▼
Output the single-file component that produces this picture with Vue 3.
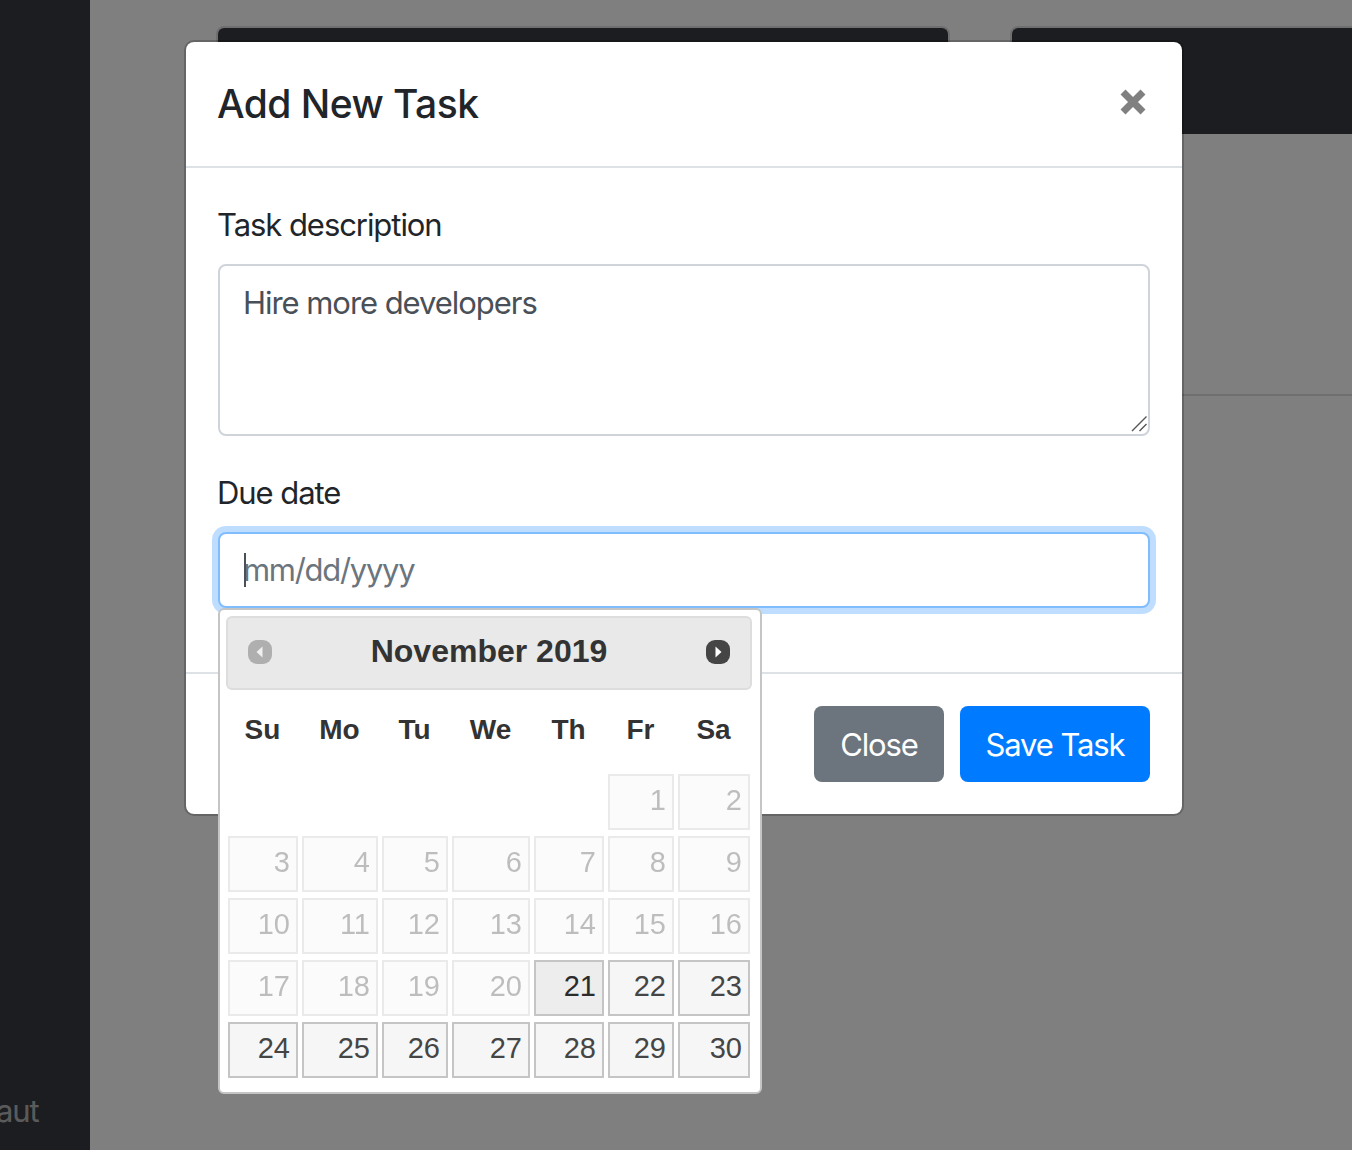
<template>
  <div class="page">
    <aside class="sidebar">
      <span class="side-link">aut</span>
    </aside>
    <main class="content">
      <section class="card">
        <div class="card-head"></div>
      </section>
      <section class="card">
        <div class="card-head"></div>
      </section>
    </main>

    <div class="backdrop">
      <div class="modal">
        <header class="modal-header">
          <h5 class="modal-title">Add New Task</h5>
          <button class="close" aria-label="Close">
            <svg width="26" height="26" viewBox="0 0 26 26">
              <path d="M3 3 L23 23 M23 3 L3 23" stroke="#808080" stroke-width="7" fill="none" />
            </svg>
          </button>
        </header>

        <div class="modal-body">
          <div class="form-group">
            <label class="label">Task description</label>
            <div class="area-wrap">
              <textarea class="control area" readonly>Hire more developers</textarea>
              <svg class="grip" width="16" height="16" viewBox="0 0 16 16">
                <path d="M1 15 L15.5 0.5 M8.5 15 L15.5 8" stroke="#555" stroke-width="1.4" fill="none" />
              </svg>
            </div>
          </div>
          <div class="form-group">
            <label class="label">Due date</label>
            <div class="date-wrap">
              <input class="control date" type="text" placeholder="mm/dd/yyyy" readonly />
              <span class="caret"></span>

              <div class="picker">
                <div class="picker-head">
                  <svg class="nav nav-off" width="26" height="26" viewBox="0 0 26 26">
                    <rect x="1" y="1" width="24" height="24" rx="9" fill="#454545" />
                    <path d="M15.5 7.5 L9.5 13 L15.5 18.5 Z" fill="#fff" />
                  </svg>
                  <span class="picker-title">November 2019</span>
                  <svg class="nav" width="26" height="26" viewBox="0 0 26 26">
                    <rect x="1" y="1" width="24" height="24" rx="9" fill="#454545" />
                    <path d="M10.5 7.5 L16.5 13 L10.5 18.5 Z" fill="#fff" />
                  </svg>
                </div>
                <div class="days">
                  <div v-for="w in weekdays" :key="w" class="weekday">{{ w }}</div>
                  <div v-for="n in 5" :key="'blank' + n"></div>
                  <div
                    v-for="d in dates"
                    :key="d"
                    class="day"
                    :class="{ past: d < 21, today: d === 21 }"
                  >{{ d }}</div>
                </div>
              </div>
            </div>
          </div>
        </div>

        <footer class="modal-footer">
          <button class="btn btn-grey">Close</button>
          <button class="btn btn-blue">Save Task</button>
        </footer>
      </div>
    </div>
  </div>
</template>

<script setup>
const weekdays = ['Su', 'Mo', 'Tu', 'We', 'Th', 'Fr', 'Sa']
const dates = Array.from({ length: 30 }, (_, i) => i + 1)
</script>

<style>
html,
body {
  margin: 0;
  overflow: hidden;
}
</style>

<style scoped>
.page {
  position: relative;
  display: flex;
  width: 1352px;
  height: 1150px;
  overflow: hidden;
  background: #fff;
  font-family: Inter, "Liberation Sans", sans-serif;
  color: #212529;
}

.sidebar {
  flex: 0 0 90px;
  display: flex;
  flex-direction: column;
  justify-content: flex-end;
  padding-bottom: 15px;
  background: #383a41;
  overflow: hidden;
}
.side-link {
  margin-left: -4px;
  font-size: 31px;
  line-height: 48px;
  letter-spacing: -1.06px;
  color: rgba(255, 255, 255, 0.65);
}

.content {
  display: flex;
  align-items: flex-start;
  gap: 60px;
  padding: 26px 0 0 126px;
}
.card {
  flex: 0 0 734px;
  height: 370px;
  box-sizing: border-box;
  border: 2px solid rgba(0, 0, 0, 0.125);
  border-radius: 8px;
  overflow: hidden;
}
.card-head {
  height: 106px;
  background: #383a41;
}

.backdrop {
  position: absolute;
  inset: 0;
  background: rgba(0, 0, 0, 0.5);
}
.modal {
  position: absolute;
  left: 184px;
  top: 40px;
  width: 1000px;
  box-sizing: border-box;
  border: 2px solid rgba(0, 0, 0, 0.2);
  border-radius: 10px;
  background: #fff;
  background-clip: padding-box;
}

.modal-header {
  display: flex;
  justify-content: space-between;
  padding: 32px;
  height: 126px;
  box-sizing: border-box;
  border-bottom: 2px solid #dee2e6;
}
.modal-title {
  margin: 0 0 0 -1px;
  font-size: 39px;
  line-height: 60px;
  font-weight: 500;
  letter-spacing: -0.55px;
}
.close {
  align-self: flex-start;
  padding: 0;
  margin: 15px 4px 0 0;
  border: 0;
  background: none;
  height: 26px;
}

.modal-body {
  padding: 32px;
}
.form-group {
  margin-bottom: 32px;
}
.label {
  display: block;
  margin: 0 0 14px -1px;
  font-size: 31px;
  line-height: 50px;
  letter-spacing: -1.06px;
}
.control {
  display: block;
  width: 100%;
  box-sizing: border-box;
  padding: 13px 23px 11px;
  border: 2px solid #ced4da;
  border-radius: 8px;
  outline: none;
  font: inherit;
  font-size: 31px;
  line-height: 48px;
  letter-spacing: -1.05px;
  color: #495057;
  background: #fff;
}
.area-wrap {
  position: relative;
}
.area {
  height: 172px;
  resize: none;
}
.grip {
  position: absolute;
  right: 3px;
  bottom: 4px;
}
.date-wrap {
  position: relative;
}
.date {
  height: 76px;
  padding-top: 11px;
  padding-bottom: 13px;
  letter-spacing: -1.3px;
  border-color: #80bdff;
  box-shadow: 0 0 0 6px rgba(0, 123, 255, 0.25);
}
.date::placeholder {
  color: #6c757d;
  opacity: 1;
}
.caret {
  position: absolute;
  left: 26px;
  top: 21px;
  width: 2px;
  height: 34px;
  background: #495057;
}

.picker {
  position: absolute;
  left: 0;
  top: 76px;
  width: 544px;
  height: 486px;
  box-sizing: border-box;
  padding: 6px 8px 0 6px;
  border: 2px solid #c5c5c5;
  border-radius: 6px;
  background: #fff;
  font-family: "Liberation Sans", Arial, sans-serif;
}
.picker-head {
  display: flex;
  align-items: center;
  justify-content: space-between;
  box-sizing: border-box;
  height: 74px;
  padding: 0 19px;
  border: 2px solid #ddd;
  border-radius: 6px;
  background: #e9e9e9;
}
.nav {
  margin-top: -2px;
  filter: blur(0.6px);
}
.nav-off {
  opacity: 0.35;
}
.picker-title {
  margin-top: -4px;
  font-size: 32px;
  line-height: 44px;
  font-weight: 700;
  color: #333;
}
.days {
  display: grid;
  grid-template-columns: 70px 76px 66px 78px 70px 66px 72px;
  grid-template-rows: 78px;
  grid-auto-rows: 56px;
  column-gap: 4px;
  row-gap: 6px;
  margin-left: 2px;
}
.weekday {
  padding-right: 1px;
  font-size: 28px;
  line-height: 80px;
  font-weight: 700;
  text-align: center;
  color: #333;
}
.day {
  box-sizing: border-box;
  padding-right: 6px;
  border: 2px solid #c5c5c5;
  background: #f6f6f6;
  font-size: 29px;
  line-height: 48px;
  text-align: right;
  color: #454545;
}
.past {
  opacity: 0.35;
}
.today {
  background: #ededed;
  color: #2b2b2b;
}

.modal-footer {
  display: flex;
  justify-content: flex-end;
  gap: 16px;
  padding: 32px;
  border-top: 2px solid #dee2e6;
}
.btn {
  height: 76px;
  padding: 0;
  border: 0;
  border-radius: 8px;
  font: inherit;
  font-size: 31px;
  letter-spacing: -1.1px;
  color: #fff;
}
.btn-grey {
  width: 130px;
  background: #6c757d;
}
.btn-blue {
  width: 190px;
  background: #007bff;
}
</style>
▲
[PROMPT]
Without the pictures, print the whole listing exactly as given.

[RESPONSE BELOW]
Output the single-file component that produces this picture with Vue 3.
<template>
  <div class="page">
    <aside class="sidebar">
      <span class="side-link">aut</span>
    </aside>
    <main class="content">
      <section class="card">
        <div class="card-head"></div>
      </section>
      <section class="card">
        <div class="card-head"></div>
      </section>
    </main>

    <div class="backdrop">
      <div class="modal">
        <header class="modal-header">
          <h5 class="modal-title">Add New Task</h5>
          <button class="close" aria-label="Close">
            <svg width="26" height="26" viewBox="0 0 26 26">
              <path d="M3 3 L23 23 M23 3 L3 23" stroke="#808080" stroke-width="7" fill="none" />
            </svg>
          </button>
        </header>

        <div class="modal-body">
          <div class="form-group">
            <label class="label">Task description</label>
            <div class="area-wrap">
              <textarea class="control area" readonly>Hire more developers</textarea>
              <svg class="grip" width="16" height="16" viewBox="0 0 16 16">
                <path d="M1 15 L15.5 0.5 M8.5 15 L15.5 8" stroke="#555" stroke-width="1.4" fill="none" />
              </svg>
            </div>
          </div>
          <div class="form-group">
            <label class="label">Due date</label>
            <div class="date-wrap">
              <input class="control date" type="text" placeholder="mm/dd/yyyy" readonly />
              <span class="caret"></span>

              <div class="picker">
                <div class="picker-head">
                  <svg class="nav nav-off" width="26" height="26" viewBox="0 0 26 26">
                    <rect x="1" y="1" width="24" height="24" rx="9" fill="#454545" />
                    <path d="M15.5 7.5 L9.5 13 L15.5 18.5 Z" fill="#fff" />
                  </svg>
                  <span class="picker-title">November 2019</span>
                  <svg class="nav" width="26" height="26" viewBox="0 0 26 26">
                    <rect x="1" y="1" width="24" height="24" rx="9" fill="#454545" />
                    <path d="M10.5 7.5 L16.5 13 L10.5 18.5 Z" fill="#fff" />
                  </svg>
                </div>
                <div class="days">
                  <div v-for="w in weekdays" :key="w" class="weekday">{{ w }}</div>
                  <div v-for="n in 5" :key="'blank' + n"></div>
                  <div
                    v-for="d in dates"
                    :key="d"
                    class="day"
                    :class="{ past: d < 21, today: d === 21 }"
                  >{{ d }}</div>
                </div>
              </div>
            </div>
          </div>
        </div>

        <footer class="modal-footer">
          <button class="btn btn-grey">Close</button>
          <button class="btn btn-blue">Save Task</button>
        </footer>
      </div>
    </div>
  </div>
</template>

<script setup>
const weekdays = ['Su', 'Mo', 'Tu', 'We', 'Th', 'Fr', 'Sa']
const dates = Array.from({ length: 30 }, (_, i) => i + 1)
</script>

<style>
html,
body {
  margin: 0;
  overflow: hidden;
}
</style>

<style scoped>
.page {
  position: relative;
  display: flex;
  width: 1352px;
  height: 1150px;
  overflow: hidden;
  background: #fff;
  font-family: Inter, "Liberation Sans", sans-serif;
  color: #212529;
}

.sidebar {
  flex: 0 0 90px;
  display: flex;
  flex-direction: column;
  justify-content: flex-end;
  padding-bottom: 15px;
  background: #383a41;
  overflow: hidden;
}
.side-link {
  margin-left: -4px;
  font-size: 31px;
  line-height: 48px;
  letter-spacing: -1.06px;
  color: rgba(255, 255, 255, 0.65);
}

.content {
  display: flex;
  align-items: flex-start;
  gap: 60px;
  padding: 26px 0 0 126px;
}
.card {
  flex: 0 0 734px;
  height: 370px;
  box-sizing: border-box;
  border: 2px solid rgba(0, 0, 0, 0.125);
  border-radius: 8px;
  overflow: hidden;
}
.card-head {
  height: 106px;
  background: #383a41;
}

.backdrop {
  position: absolute;
  inset: 0;
  background: rgba(0, 0, 0, 0.5);
}
.modal {
  position: absolute;
  left: 184px;
  top: 40px;
  width: 1000px;
  box-sizing: border-box;
  border: 2px solid rgba(0, 0, 0, 0.2);
  border-radius: 10px;
  background: #fff;
  background-clip: padding-box;
}

.modal-header {
  display: flex;
  justify-content: space-between;
  padding: 32px;
  height: 126px;
  box-sizing: border-box;
  border-bottom: 2px solid #dee2e6;
}
.modal-title {
  margin: 0 0 0 -1px;
  font-size: 39px;
  line-height: 60px;
  font-weight: 500;
  letter-spacing: -0.55px;
}
.close {
  align-self: flex-start;
  padding: 0;
  margin: 15px 4px 0 0;
  border: 0;
  background: none;
  height: 26px;
}

.modal-body {
  padding: 32px;
}
.form-group {
  margin-bottom: 32px;
}
.label {
  display: block;
  margin: 0 0 14px -1px;
  font-size: 31px;
  line-height: 50px;
  letter-spacing: -1.06px;
}
.control {
  display: block;
  width: 100%;
  box-sizing: border-box;
  padding: 13px 23px 11px;
  border: 2px solid #ced4da;
  border-radius: 8px;
  outline: none;
  font: inherit;
  font-size: 31px;
  line-height: 48px;
  letter-spacing: -1.05px;
  color: #495057;
  background: #fff;
}
.area-wrap {
  position: relative;
}
.area {
  height: 172px;
  resize: none;
}
.grip {
  position: absolute;
  right: 3px;
  bottom: 4px;
}
.date-wrap {
  position: relative;
}
.date {
  height: 76px;
  padding-top: 11px;
  padding-bottom: 13px;
  letter-spacing: -1.3px;
  border-color: #80bdff;
  box-shadow: 0 0 0 6px rgba(0, 123, 255, 0.25);
}
.date::placeholder {
  color: #6c757d;
  opacity: 1;
}
.caret {
  position: absolute;
  left: 26px;
  top: 21px;
  width: 2px;
  height: 34px;
  background: #495057;
}

.picker {
  position: absolute;
  left: 0;
  top: 76px;
  width: 544px;
  height: 486px;
  box-sizing: border-box;
  padding: 6px 8px 0 6px;
  border: 2px solid #c5c5c5;
  border-radius: 6px;
  background: #fff;
  font-family: "Liberation Sans", Arial, sans-serif;
}
.picker-head {
  display: flex;
  align-items: center;
  justify-content: space-between;
  box-sizing: border-box;
  height: 74px;
  padding: 0 19px;
  border: 2px solid #ddd;
  border-radius: 6px;
  background: #e9e9e9;
}
.nav {
  margin-top: -2px;
  filter: blur(0.6px);
}
.nav-off {
  opacity: 0.35;
}
.picker-title {
  margin-top: -4px;
  font-size: 32px;
  line-height: 44px;
  font-weight: 700;
  color: #333;
}
.days {
  display: grid;
  grid-template-columns: 70px 76px 66px 78px 70px 66px 72px;
  grid-template-rows: 78px;
  grid-auto-rows: 56px;
  column-gap: 4px;
  row-gap: 6px;
  margin-left: 2px;
}
.weekday {
  padding-right: 1px;
  font-size: 28px;
  line-height: 80px;
  font-weight: 700;
  text-align: center;
  color: #333;
}
.day {
  box-sizing: border-box;
  padding-right: 6px;
  border: 2px solid #c5c5c5;
  background: #f6f6f6;
  font-size: 29px;
  line-height: 48px;
  text-align: right;
  color: #454545;
}
.past {
  opacity: 0.35;
}
.today {
  background: #ededed;
  color: #2b2b2b;
}

.modal-footer {
  display: flex;
  justify-content: flex-end;
  gap: 16px;
  padding: 32px;
  border-top: 2px solid #dee2e6;
}
.btn {
  height: 76px;
  padding: 0;
  border: 0;
  border-radius: 8px;
  font: inherit;
  font-size: 31px;
  letter-spacing: -1.1px;
  color: #fff;
}
.btn-grey {
  width: 130px;
  background: #6c757d;
}
.btn-blue {
  width: 190px;
  background: #007bff;
}
</style>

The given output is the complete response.